An early scene in which Orange, playing the eponymous corpse Harry (from The Trouble with Harry) is twisted like the proverbial pretzel by two women trying to dispose of the body. Much humour is wrought from the performer’s contortions, very much in keeping with the black humour of its source material. Such comedy seems misplaced in a later scene that burlesques Rear Window, which surely offered scope for a more interesting theatrical exploration on its themes of voyeurism and obsession.

One stand-out moment in the show comes in a startling coup de theatre that provides a good indication of what Hitch might have been, had its makers fought their instincts to go for a good gag occasionally and ventured into the murkier psychological waters of Hitchcock’s psyche. In this disturbing and provocative scene, a young actor comes to Hollywood in search of fame and success. He lip-synchs to actress Kim Novak, recalling in an interview years later, how she was modelled by Hitchcock’s obsession with her physical appearance, especially her blond hair, in meticulous detail. The actor is stripped of his fifties style suit down to his underwear, and then cross-dressed as the image of the archetypal Hitchcock blonde. It is a startling depiction of the transforming process, redolent with sexual ambiguity and modes of directorial control. The sinister atmosphere is quickly dispersed by a dance routine by three men in drag set to ‘Pleasant Valley Sunday’ by The Monkees. But this joke wears thin in seconds as the song satirises small-town America in an obvious and anodyne manner that lacks Hitchcock’s mordant wit.

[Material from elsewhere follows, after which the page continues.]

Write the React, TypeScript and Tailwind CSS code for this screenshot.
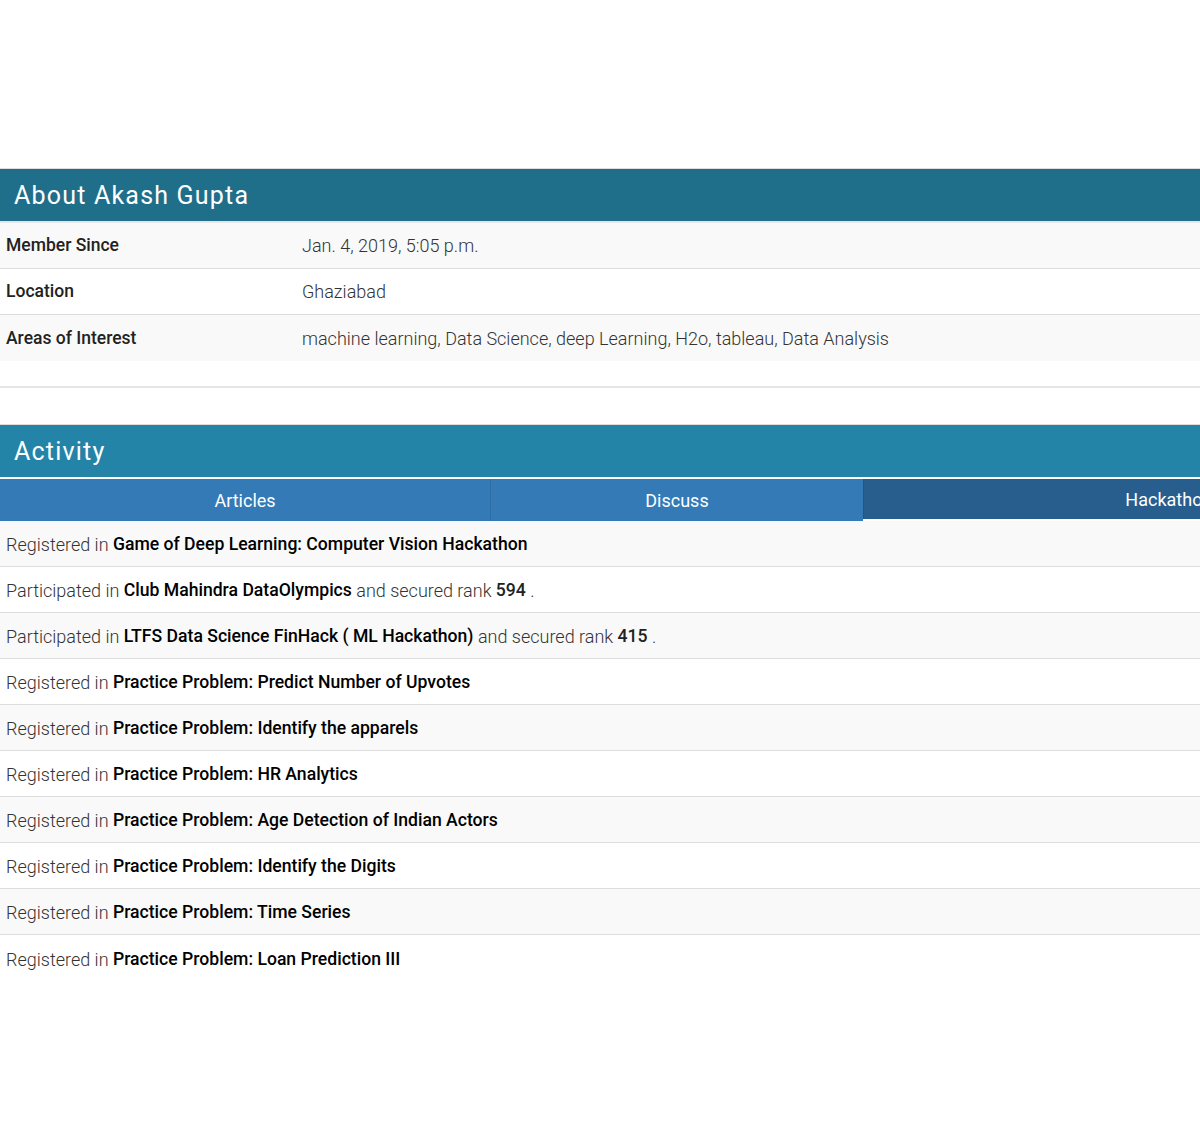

The second half of Hitch is a similar confusion of the sublime and the ridiculous that does not cohere into an entirely satisfying production. A powerful recreation of the notorious shower scene from Psycho, staged rather miraculously inside a massive plastic-bag suspended above the stage, follows a recreation of The Lady Vanishes with the help of volunteers dragooned from the audience. The audience participation is rather well-handled and gets big laughs – no one could accuse the combined efforts of the hard-working Mary Bijou performers of being anything less than good-hearted enjoyable fun. Yet if you are going to devise a show inspired by the work of Alfred Hitchcock, it is surely not enough to merely quote and reference his works in the manner of a dedicated movie buff. The great director was always able to entertain and disturb simultaneously, and there is little to disturb in Hitch, nothing lingers. Hitchcock once said his aim was to give his audiences ‘the same pleasure they have when they wake up from a nightmare’. Mary Bijou Cabaret effortlessly combine comedy with physical daring, but that curious pleasure of psychological release from terror was crucially lacking from Hitch because its makers lacked enough daring to confront our innermost fears.